What to produce
Write out every line of the material as it stands, apart from the pictures.

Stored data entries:

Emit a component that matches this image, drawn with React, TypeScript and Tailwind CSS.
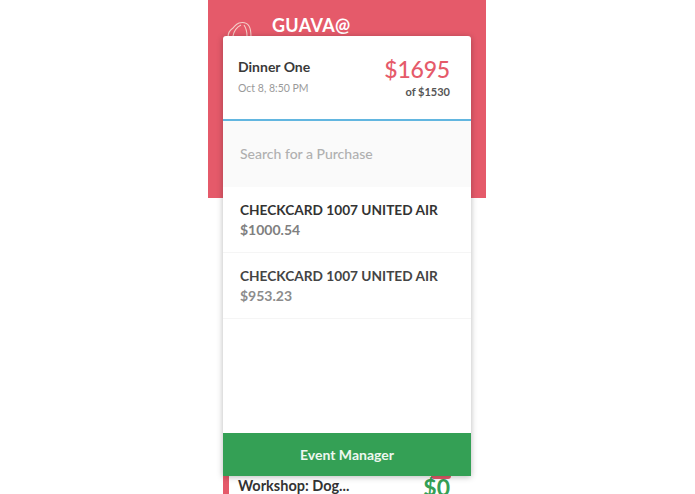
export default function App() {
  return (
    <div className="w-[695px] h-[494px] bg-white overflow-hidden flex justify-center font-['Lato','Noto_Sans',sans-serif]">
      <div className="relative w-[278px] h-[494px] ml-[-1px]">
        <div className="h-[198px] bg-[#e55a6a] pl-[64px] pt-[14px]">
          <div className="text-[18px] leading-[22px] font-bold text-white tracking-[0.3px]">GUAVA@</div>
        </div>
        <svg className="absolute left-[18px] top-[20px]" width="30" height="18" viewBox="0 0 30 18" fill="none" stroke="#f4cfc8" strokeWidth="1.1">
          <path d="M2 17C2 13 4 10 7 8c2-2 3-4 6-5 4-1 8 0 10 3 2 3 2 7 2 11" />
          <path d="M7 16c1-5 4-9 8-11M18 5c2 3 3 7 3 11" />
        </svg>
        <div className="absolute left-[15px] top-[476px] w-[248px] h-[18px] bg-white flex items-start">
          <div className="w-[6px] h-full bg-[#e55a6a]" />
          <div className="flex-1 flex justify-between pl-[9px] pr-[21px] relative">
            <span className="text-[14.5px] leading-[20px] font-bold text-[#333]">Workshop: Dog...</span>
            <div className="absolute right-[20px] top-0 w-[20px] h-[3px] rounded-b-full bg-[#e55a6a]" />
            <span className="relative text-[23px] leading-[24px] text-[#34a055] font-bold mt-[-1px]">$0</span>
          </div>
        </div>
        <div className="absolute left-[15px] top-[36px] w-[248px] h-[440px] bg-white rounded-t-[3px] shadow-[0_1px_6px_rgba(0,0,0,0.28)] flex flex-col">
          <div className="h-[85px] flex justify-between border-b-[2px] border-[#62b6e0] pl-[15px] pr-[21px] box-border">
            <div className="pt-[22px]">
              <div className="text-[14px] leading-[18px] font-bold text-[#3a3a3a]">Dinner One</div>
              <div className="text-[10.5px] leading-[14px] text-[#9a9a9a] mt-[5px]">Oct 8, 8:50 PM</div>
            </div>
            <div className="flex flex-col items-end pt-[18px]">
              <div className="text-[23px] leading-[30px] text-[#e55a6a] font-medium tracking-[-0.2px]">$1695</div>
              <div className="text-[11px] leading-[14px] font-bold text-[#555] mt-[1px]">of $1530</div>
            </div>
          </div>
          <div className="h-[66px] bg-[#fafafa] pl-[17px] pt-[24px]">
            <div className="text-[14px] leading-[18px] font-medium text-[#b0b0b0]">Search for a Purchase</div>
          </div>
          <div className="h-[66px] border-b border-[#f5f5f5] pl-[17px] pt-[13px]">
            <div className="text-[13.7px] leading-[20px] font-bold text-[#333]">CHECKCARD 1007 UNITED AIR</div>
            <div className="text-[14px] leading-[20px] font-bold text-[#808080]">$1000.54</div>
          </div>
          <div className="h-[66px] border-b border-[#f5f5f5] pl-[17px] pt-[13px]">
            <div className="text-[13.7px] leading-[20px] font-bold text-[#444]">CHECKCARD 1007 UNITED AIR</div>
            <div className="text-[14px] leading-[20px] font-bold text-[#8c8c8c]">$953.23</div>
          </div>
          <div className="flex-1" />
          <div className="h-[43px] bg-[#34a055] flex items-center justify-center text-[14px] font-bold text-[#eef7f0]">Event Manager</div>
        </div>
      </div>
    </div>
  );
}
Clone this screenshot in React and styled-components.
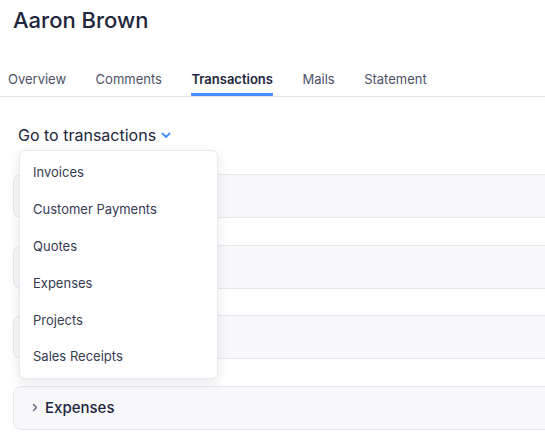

Exercise response
Emit a component that matches this image, drawn with React, TypeScript and Tailwind CSS.
export default function App() {
  return (
    <div className="w-[695px] h-[494px] bg-white overflow-hidden flex justify-center font-['Lato','Noto_Sans',sans-serif]">
      <div className="relative w-[278px] h-[494px] ml-[-1px]">
        <div className="h-[198px] bg-[#e55a6a] pl-[64px] pt-[14px]">
          <div className="text-[18px] leading-[22px] font-bold text-white tracking-[0.3px]">GUAVA@</div>
        </div>
        <svg className="absolute left-[18px] top-[20px]" width="30" height="18" viewBox="0 0 30 18" fill="none" stroke="#f4cfc8" strokeWidth="1.1">
          <path d="M2 17C2 13 4 10 7 8c2-2 3-4 6-5 4-1 8 0 10 3 2 3 2 7 2 11" />
          <path d="M7 16c1-5 4-9 8-11M18 5c2 3 3 7 3 11" />
        </svg>
        <div className="absolute left-[15px] top-[476px] w-[248px] h-[18px] bg-white flex items-start">
          <div className="w-[6px] h-full bg-[#e55a6a]" />
          <div className="flex-1 flex justify-between pl-[9px] pr-[21px] relative">
            <span className="text-[14.5px] leading-[20px] font-bold text-[#333]">Workshop: Dog...</span>
            <div className="absolute right-[20px] top-0 w-[20px] h-[3px] rounded-b-full bg-[#e55a6a]" />
            <span className="relative text-[23px] leading-[24px] text-[#34a055] font-bold mt-[-1px]">$0</span>
          </div>
        </div>
        <div className="absolute left-[15px] top-[36px] w-[248px] h-[440px] bg-white rounded-t-[3px] shadow-[0_1px_6px_rgba(0,0,0,0.28)] flex flex-col">
          <div className="h-[85px] flex justify-between border-b-[2px] border-[#62b6e0] pl-[15px] pr-[21px] box-border">
            <div className="pt-[22px]">
              <div className="text-[14px] leading-[18px] font-bold text-[#3a3a3a]">Dinner One</div>
              <div className="text-[10.5px] leading-[14px] text-[#9a9a9a] mt-[5px]">Oct 8, 8:50 PM</div>
            </div>
            <div className="flex flex-col items-end pt-[18px]">
              <div className="text-[23px] leading-[30px] text-[#e55a6a] font-medium tracking-[-0.2px]">$1695</div>
              <div className="text-[11px] leading-[14px] font-bold text-[#555] mt-[1px]">of $1530</div>
            </div>
          </div>
          <div className="h-[66px] bg-[#fafafa] pl-[17px] pt-[24px]">
            <div className="text-[14px] leading-[18px] font-medium text-[#b0b0b0]">Search for a Purchase</div>
          </div>
          <div className="h-[66px] border-b border-[#f5f5f5] pl-[17px] pt-[13px]">
            <div className="text-[13.7px] leading-[20px] font-bold text-[#333]">CHECKCARD 1007 UNITED AIR</div>
            <div className="text-[14px] leading-[20px] font-bold text-[#808080]">$1000.54</div>
          </div>
          <div className="h-[66px] border-b border-[#f5f5f5] pl-[17px] pt-[13px]">
            <div className="text-[13.7px] leading-[20px] font-bold text-[#444]">CHECKCARD 1007 UNITED AIR</div>
            <div className="text-[14px] leading-[20px] font-bold text-[#8c8c8c]">$953.23</div>
          </div>
          <div className="flex-1" />
          <div className="h-[43px] bg-[#34a055] flex items-center justify-center text-[14px] font-bold text-[#eef7f0]">Event Manager</div>
        </div>
      </div>
    </div>
  );
}
Clone this screenshot in React and styled-components.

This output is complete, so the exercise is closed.